Actually, it leaves me longing for the real thing in the fandom. I want smaller groups where I can engage in discussion and really get to know people. Like the Henneth_Annun and LOTR_Community_GFIC lists were. I want the conversation and the friendship and the back-and-forth, not this anonymous sharing of banalities. (Okay, I want that, too. This is Sherlock and silliness is part of the game. But it’s a both/and thing.) So on a practical level, if anyone knows of smaller groups I could explore, I’m all ears.

On the more philosophical, level, though, this exchange and the way it left me feeling vaguely sad rather than attacked? It drives home the point that there’s something very special about those more personal friendships, and I think what it is, is I care about you as persons. When we interact it is personal, not as names on a screen but as people whose quirks and histories and personalities I know something about. And while I think we use the word “friend” too easily these days and only a few of us have relationships that reach that level of intimacy, I think you see me for who I am and tend to push me to become the best Marta I can be. You are honest, you care, you hold me accountable.

That seems like a step on the road to true friendship, if nothing else. And you give me space to say and think what I want, which is good. It’s respectful. But I also think at the end of the day, if you saw me saying or doing things that seemed dangerous to my character, I like to think it would make you uncomfortable and you’d call me out on them. Not harshly, but make me aware you were worried, maybe talk to see what was really going on. I know that some of you do fall into that camp.

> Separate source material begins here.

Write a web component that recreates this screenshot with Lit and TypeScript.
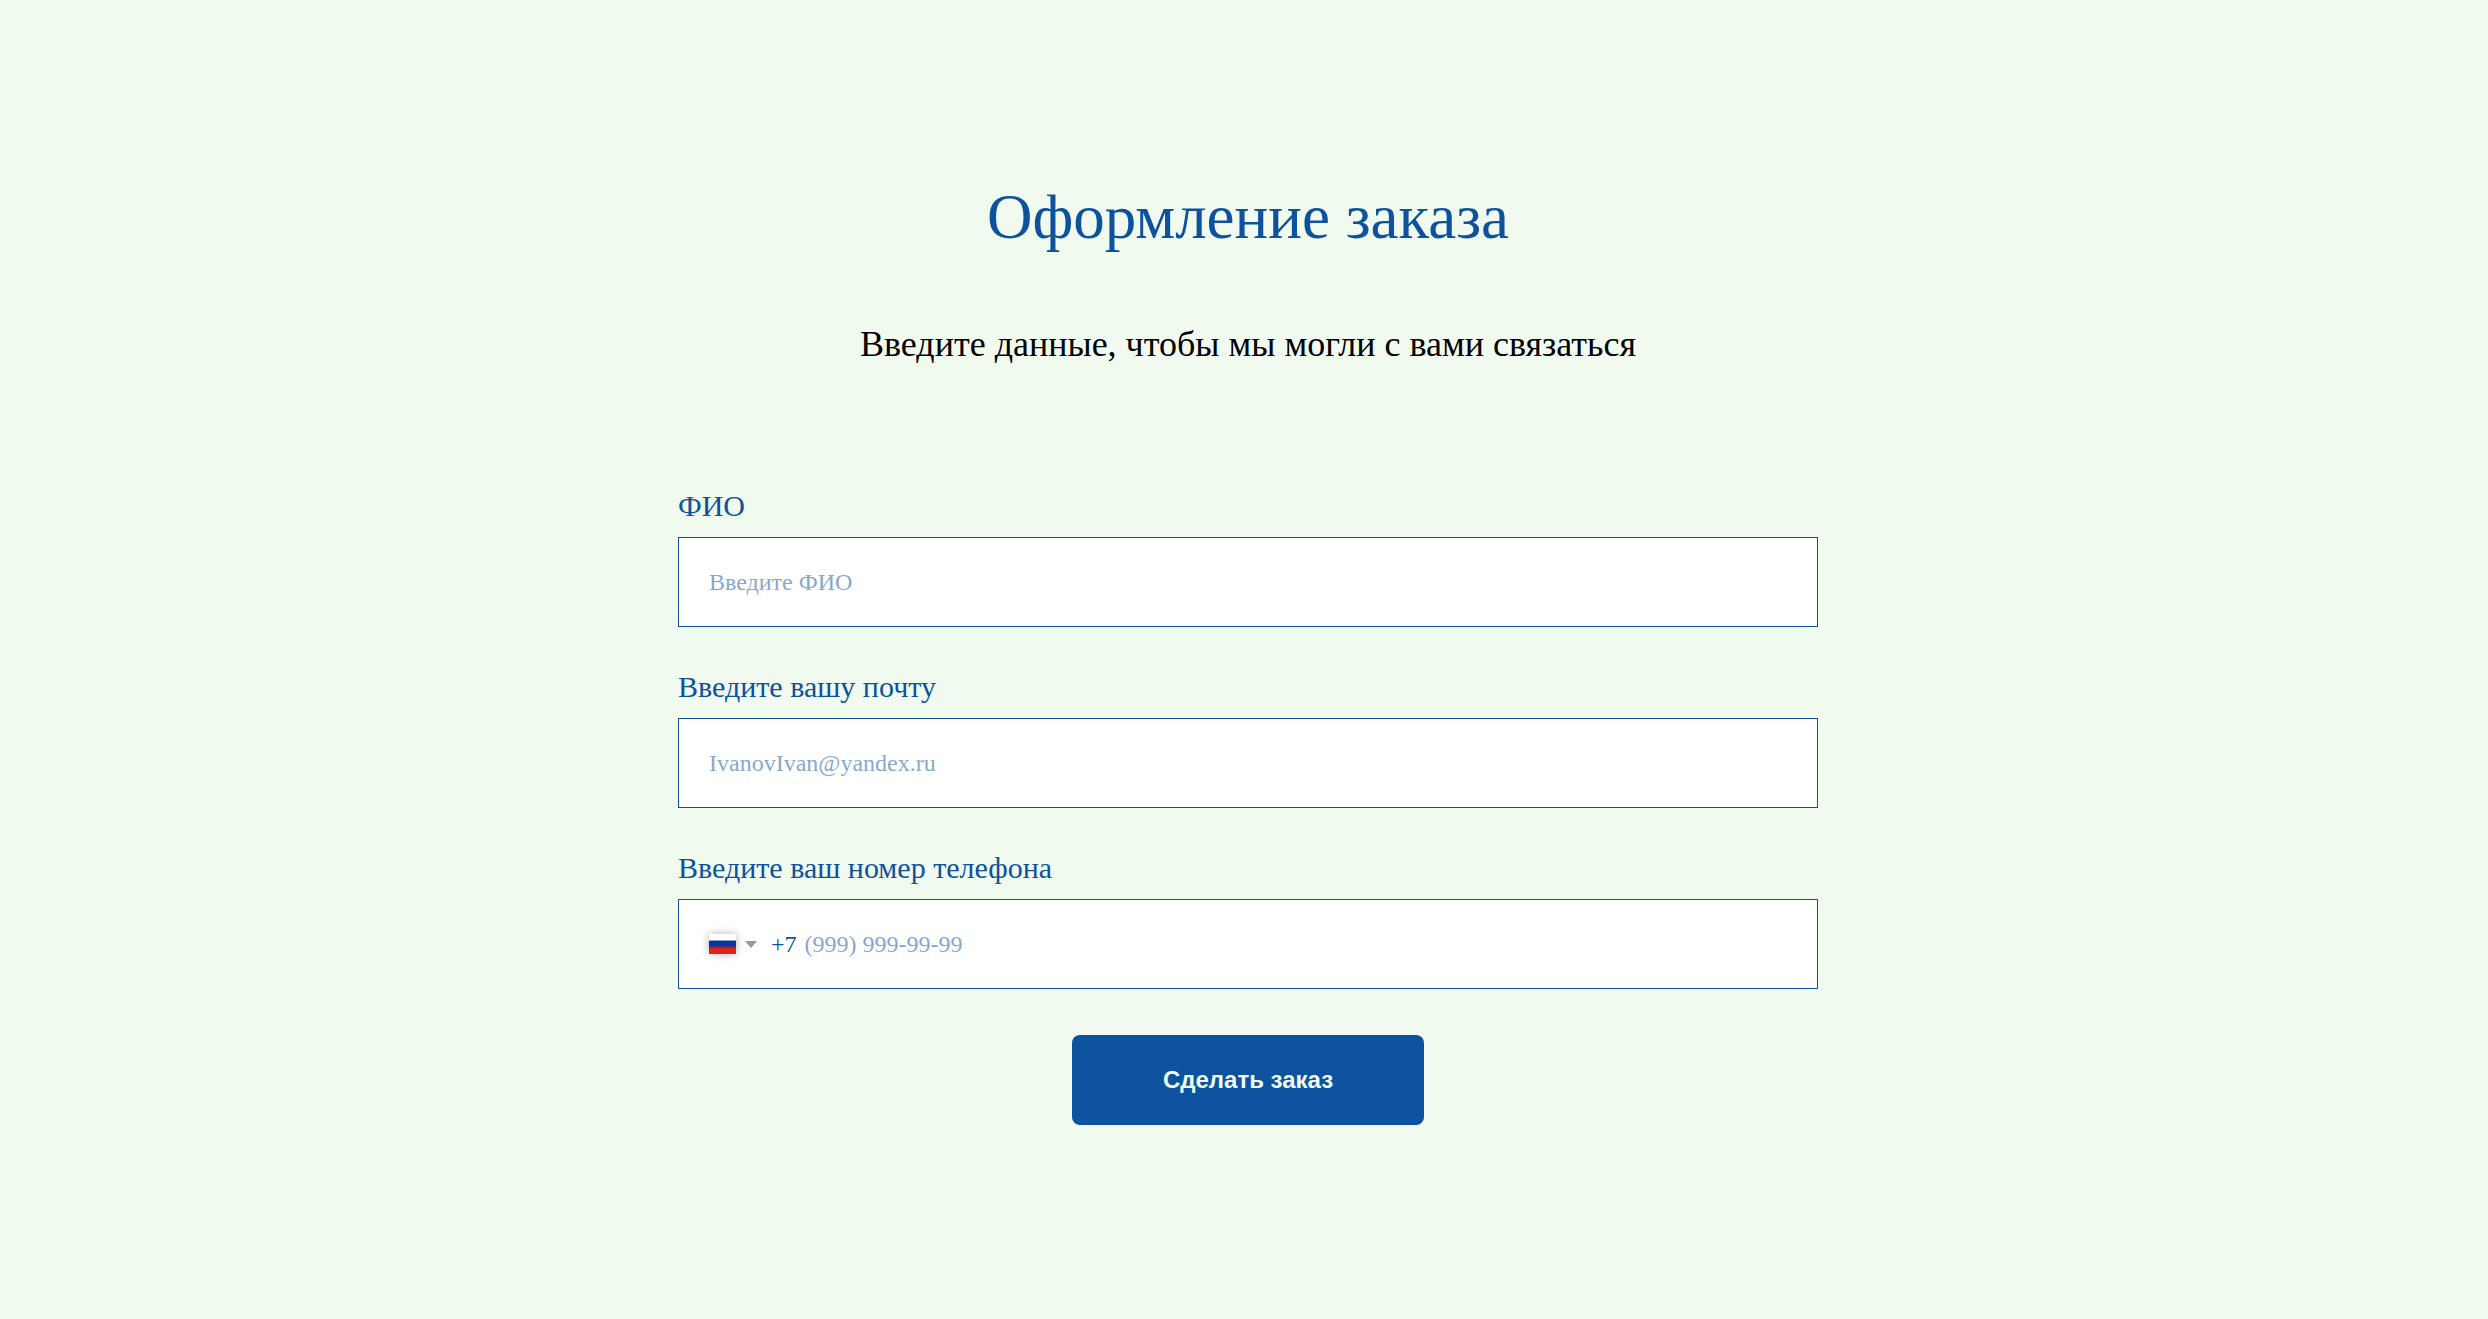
import { LitElement, html, css, svg } from "lit";
import { customElement } from "lit/decorators.js";

const flag = svg`
  <rect width="27" height="20" fill="#ffffff"/>
  <rect y="6" width="27" height="2" fill="#8aa0d8"/>
  <rect y="7" width="27" height="6" fill="#0036a7"/>
  <rect y="12" width="27" height="2" fill="#6b2c63"/>
  <rect y="14" width="27" height="6" fill="#d8271a"/>`;

@customElement("app-root")
export class AppRoot extends LitElement {
  static styles = css`
    :host {
      display: block;
      min-height: 100vh;
      box-sizing: border-box;
      padding: 178px 20px 120px 28px;
      background: #f0faee;
      color: #0d529e;
      font-family: "Liberation Serif", "Times New Roman", serif;
    }
    .title,
    .subtitle {
      margin: 0;
      text-align: center;
      font-weight: 400;
    }
    .title {
      font-size: 63px;
      line-height: 78px;
    }
    .subtitle {
      margin-top: 60px;
      font-size: 36px;
      line-height: 56px;
      color: #000;
    }
    .form {
      display: flex;
      flex-direction: column;
      gap: 37px;
      max-width: 1140px;
      margin: 111px auto 0;
    }
    .field {
      display: flex;
      flex-direction: column;
      gap: 8px;
    }
    .label {
      font-size: 30px;
      line-height: 46px;
    }
    .box {
      display: flex;
      align-items: center;
      height: 90px;
      box-sizing: border-box;
      padding: 0 30px;
      border: 1px solid #0d529e;
      background: #fff;
    }
    .input {
      flex: 1;
      min-width: 0;
      height: 100%;
      box-sizing: border-box;
      padding: 0;
      border: 0;
      outline: 0;
      background: none;
      color: inherit;
      font: 24px/36px "Liberation Serif", "Times New Roman", serif;
    }
    .input::placeholder {
      color: #0d529e;
      opacity: 0.5;
    }
    .box:focus-within {
      box-shadow: 0 0 0 2px #86a9cf;
    }
    .country {
      display: flex;
      align-items: center;
      gap: 9px;
      padding: 0;
      border: 0;
      background: none;
      cursor: pointer;
    }
    .flag {
      width: 27px;
      height: 20px;
      box-shadow: 0 0 8px rgba(0, 0, 0, 0.3);
    }
    .arrow {
      width: 12px;
      height: 7px;
    }
    .code {
      margin: 0 8px 0 14px;
      font-size: 24px;
      line-height: 36px;
    }
    .submit {
      align-self: center;
      width: 352px;
      max-width: 100%;
      height: 90px;
      margin-top: 9px;
      border: 0;
      border-radius: 8px;
      background: #0d529e;
      color: #f0faee;
      font: 700 24px/36px "Liberation Sans", Arial, sans-serif;
      cursor: pointer;
    }
  `;

  private send(event: Event) {
    event.preventDefault();
  }

  render() {
    return html`
      <main>
        <h1 class="title">Оформление заказа</h1>
        <p class="subtitle">Введите данные, чтобы мы могли с вами связаться</p>
        <form class="form" @submit=${this.send}>
          <div class="field">
            <label class="label" for="name">ФИО</label>
            <div class="box">
              <input class="input" id="name" type="text" placeholder="Введите ФИО" />
            </div>
          </div>
          <div class="field">
            <label class="label" for="email">Введите вашу почту</label>
            <div class="box">
              <input class="input" id="email" type="email" placeholder="IvanovIvan@yandex.ru" />
            </div>
          </div>
          <div class="field">
            <label class="label" for="phone">Введите ваш номер телефона</label>
            <div class="box">
              <button class="country" type="button" aria-labelledby="code">
                <svg class="flag" viewBox="0 0 27 20" aria-hidden="true">${flag}</svg>
                <svg class="arrow" viewBox="0 0 12 7" aria-hidden="true">
                  <path d="M0 0H12L6 7Z" fill="#999" />
                </svg>
              </button>
              <span class="code" id="code">+7</span>
              <input class="input" id="phone" type="tel" placeholder="(999) 999-99-99" />
            </div>
          </div>
          <button class="submit" type="submit">Сделать заказ</button>
        </form>
      </main>
    `;
  }
}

And that’s the start of friendship, I think. It’s what I want more of these days, much more than people just to laugh at dragons with purple scarves with.

Where exactly is that dividing line? I don’t know, and that does worry me. But thinking about friendship in light of more-or-less anonymous comments like those over at Tumblr does make me more aware of where the real difference lies. That’s something, at least.